Cette humilité de Dieu s’exprime en plénitude dans l’Incarnation du Verbe de Dieu. L’Incarnation du Verbe a bouleversé la vie de Bernard. Dieu par amour pour lui, par amour pour l’homme, par amour pour chacun de nous a incliné les cieux et est descendu jusqu’à nous, mieux encore, c’est fait l’un de nous.
Ce Verbe divin qui soutient la terre, le ciel et l’univers entier, ce Verbe incommensurable, insaisissable, inconnaissable et invisible, c’est fait petit, saisissable, vulnérable, connaissable et visible, il s’est abrégé. Le Christ est ce tout petit qui rend le Royaume de Dieu présent parmi nous. « Père juste, tandis que le monde ne t’a pas connu, je t’ai connu,…je leur ai fait connaître ton nom,…afin que l’amour dont tu m’as aimé soit en eux et moi en eux », nous dit Jésus.
Ce Verbe abrégé est aussi le Verbe abrégeant. Il est abrégé car il s’est fait tout petit pour ce rendre accessible à l’homme, pour faire entendre à l’homme la voix de l’amour divin, et il est abrégeant car il a tracé une voie accessible à l’homme pour se diriger vers Dieu, il est le raccourci par lequel l’homme peut sortir de l’impasse de sa quête infructueuse et désordonnée.
Pour Dieu l’homme, tout homme, est aimable jusqu’à donner sa vie pour lui. Ce faisant, Dieu se montre tel que l’homme puisse l’aimer.
C’est dans cette théologie que s’élabore la discipline de l’école de charité.
Pour st Bernard l’homme est avant tout une noble créature, une créature éminente, en qui demeure l’image de Dieu, et cette image ne peut être effacée, mais cette image est blessée.
L’homme s’est enfoncé dans la région de la dissemblance. Cependant l’homme reste toujours capable de Dieu, c’est à dire qu’en tout être humain demeure toujours un espace intérieur, une capacité où Dieu peut l’atteindre.
La grâce de la conversion est toujours possible, car même dans son péché l’homme est toujours capable de Dieu.
Voici ce qu’écrit St Bernard :
« Tout âme, même chargée de péchés, empêtrée dans le vice, collée à la boue, enfoncée dans la fange…toute âme dis-je, même en proie au désespoir, tout âme peut retrouver en elle de quoi respirer dans l’espoir de la miséricorde, mieux encore, de quoi oser aspirer aux noces du Verbe…de quoi ne pas hésiter à porter le joug de l’amour avec le Roi des anges »

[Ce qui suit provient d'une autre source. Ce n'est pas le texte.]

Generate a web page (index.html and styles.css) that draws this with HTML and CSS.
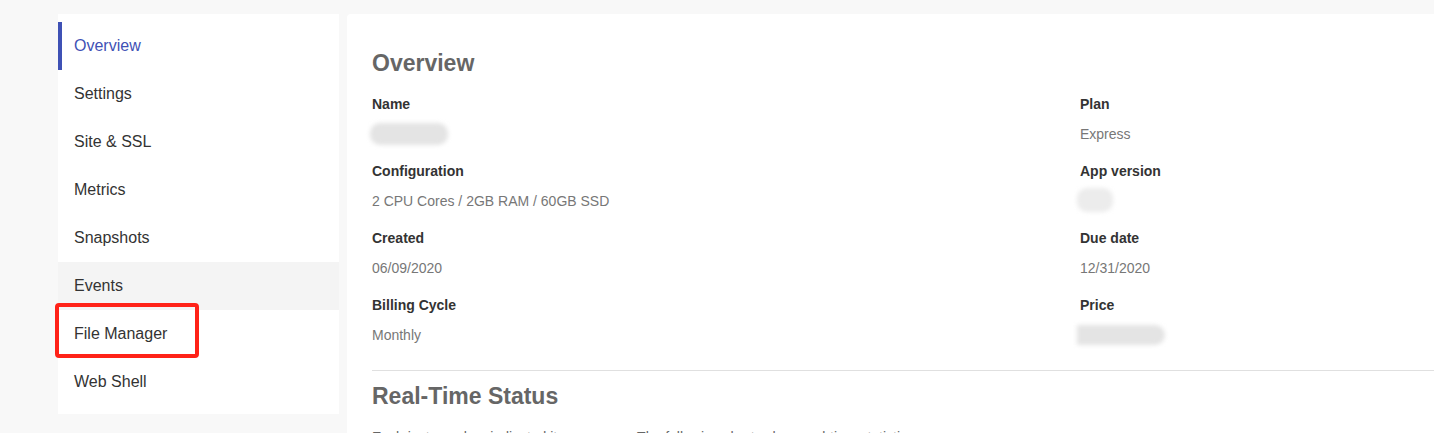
FILE: index.html
```html
<!DOCTYPE html>
<html lang="en">

<head>
    <meta charset="UTF-8">
    <meta name="viewport" content="width=device-width, initial-scale=1.0">
    <title>Overview</title>
    <link rel="stylesheet" href="styles.css">
</head>

<body>
    <div class="layout">
        <nav class="sidebar">
            <a class="nav-item active" href="#">Overview</a>
            <a class="nav-item" href="#">Settings</a>
            <a class="nav-item" href="#">Site &amp; SSL</a>
            <a class="nav-item" href="#">Metrics</a>
            <a class="nav-item" href="#">Snapshots</a>
            <a class="nav-item hover" href="#">Events</a>
            <a class="nav-item marked" href="#">File Manager<span class="mark"></span></a>
            <a class="nav-item" href="#">Web Shell</a>
        </nav>
        <main class="panel">
            <h2>Overview</h2>
            <div class="fields">
                <div class="field">
                    <div class="label">Name</div>
                    <div class="value"><span class="blur blur-name"></span></div>
                </div>
                <div class="field">
                    <div class="label">Plan</div>
                    <div class="value">Express</div>
                </div>
                <div class="field">
                    <div class="label">Configuration</div>
                    <div class="value">2 CPU Cores / 2GB RAM / 60GB SSD</div>
                </div>
                <div class="field">
                    <div class="label">App version</div>
                    <div class="value"><span class="blur blur-version"></span></div>
                </div>
                <div class="field">
                    <div class="label">Created</div>
                    <div class="value">06/09/2020</div>
                </div>
                <div class="field">
                    <div class="label">Due date</div>
                    <div class="value">12/31/2020</div>
                </div>
                <div class="field">
                    <div class="label">Billing Cycle</div>
                    <div class="value">Monthly</div>
                </div>
                <div class="field">
                    <div class="label">Price</div>
                    <div class="value"><span class="blur blur-price"></span></div>
                </div>
            </div>
            <hr>
            <h2>Real-Time Status</h2>
            <p>Each instance has indicated its resources. The following charts show real-time statistics.</p>
        </main>
    </div>
</body>

</html>
```

FILE: styles.css
```css
html,
body {
    height: 433px;
    overflow: hidden;
}

body {
    background-color: rgb(248, 248, 248);
    color: rgb(51, 51, 51);
    font-family: "Liberation Sans", Arial, sans-serif;
    margin: 0;
    padding: 14px 0 0 58px;
}

.layout {
    align-items: flex-start;
    display: flex;
    gap: 8px;
}

.sidebar {
    background-color: rgb(255, 255, 255);
    box-sizing: border-box;
    display: flex;
    flex: none;
    flex-direction: column;
    padding: 8px 0;
    width: 281px;
}

.nav-item {
    border-left: 4px solid transparent;
    color: rgb(51, 51, 51);
    display: block;
    font-size: 16px;
    height: 48px;
    line-height: 48px;
    padding-left: 12px;
    position: relative;
    text-decoration: none;
}

.nav-item.active {
    border-left-color: rgb(63, 81, 181);
    color: rgb(63, 81, 181);
}

.nav-item.hover {
    background-color: rgb(244, 244, 244);
}

.mark {
    border: 4px solid rgb(255, 34, 24);
    border-radius: 4px;
    box-sizing: border-box;
    height: 55px;
    left: -7px;
    position: absolute;
    top: -7px;
    width: 144px;
}

.panel {
    background-color: rgb(255, 255, 255);
    border-radius: 4px 0 0 0;
    flex: 1;
    height: 600px;
    padding: 34px 0 0 25px;
}

h2 {
    color: rgb(102, 102, 102);
    font-size: 23px;
    font-weight: bold;
    line-height: 30px;
    margin: 0 0 16px;
}

.fields {
    display: grid;
    grid-template-columns: 708px 1fr;
}

.field {
    margin-bottom: 17px;
}

.label {
    color: rgb(51, 51, 51);
    font-size: 14px;
    font-weight: bold;
    height: 20px;
    line-height: 20px;
    margin-bottom: 10px;
}

.value {
    color: rgb(119, 119, 119);
    font-size: 14px;
    height: 20px;
    line-height: 20px;
}

.blur {
    background-color: rgb(228, 228, 228);
    border-radius: 10px;
    display: inline-block;
    filter: blur(2px);
    vertical-align: top;
}

.blur-name {
    height: 22px;
    margin: -1px 0 0 -2px;
    width: 78px;
}

.blur-version {
    background-color: rgb(236, 236, 236);
    height: 24px;
    margin: -3px 0 0 -3px;
    width: 36px;
}

.blur-price {
    border-radius: 0 10px 10px 0;
    height: 20px;
    margin-left: -3px;
    width: 88px;
}

hr {
    border: none;
    border-top: 1px solid rgb(224, 224, 224);
    margin: 8px 0 10px;
}

p {
    color: rgb(102, 102, 102);
    font-size: 14px;
    line-height: 20px;
    margin: 0;
}
```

L’humain est un être de désir, il désire sans cesse ce qui lui manque, et il est souvent insatisfait de ce qu’il possède déjà. Nous comprenons cela aisément nous qui sommes dans une société qui exploite à fond, de manière bien peu scrupuleuse, toutes les facettes de nos désirs.
St Bernard nous dit que le désir en l’homme, dans son fond n’est pas négatif, il est cet appel assoiffé de l’image de Dieu en lui vers la plénitude de son modèle.
Ainsi le Christ, ce Verbe abrégé et abrégeant est ce raccourci qui nous sort de ce cercle épuisant d’une quête stérile du sens de la vie, pour orienter notre désir vers la joie et la vision de Dieu.
Oui, laissons-nous redresser, orienter par le Verbe abrégé, et laissons-nous entraîner à sa suite à l’odeur de ses parfums.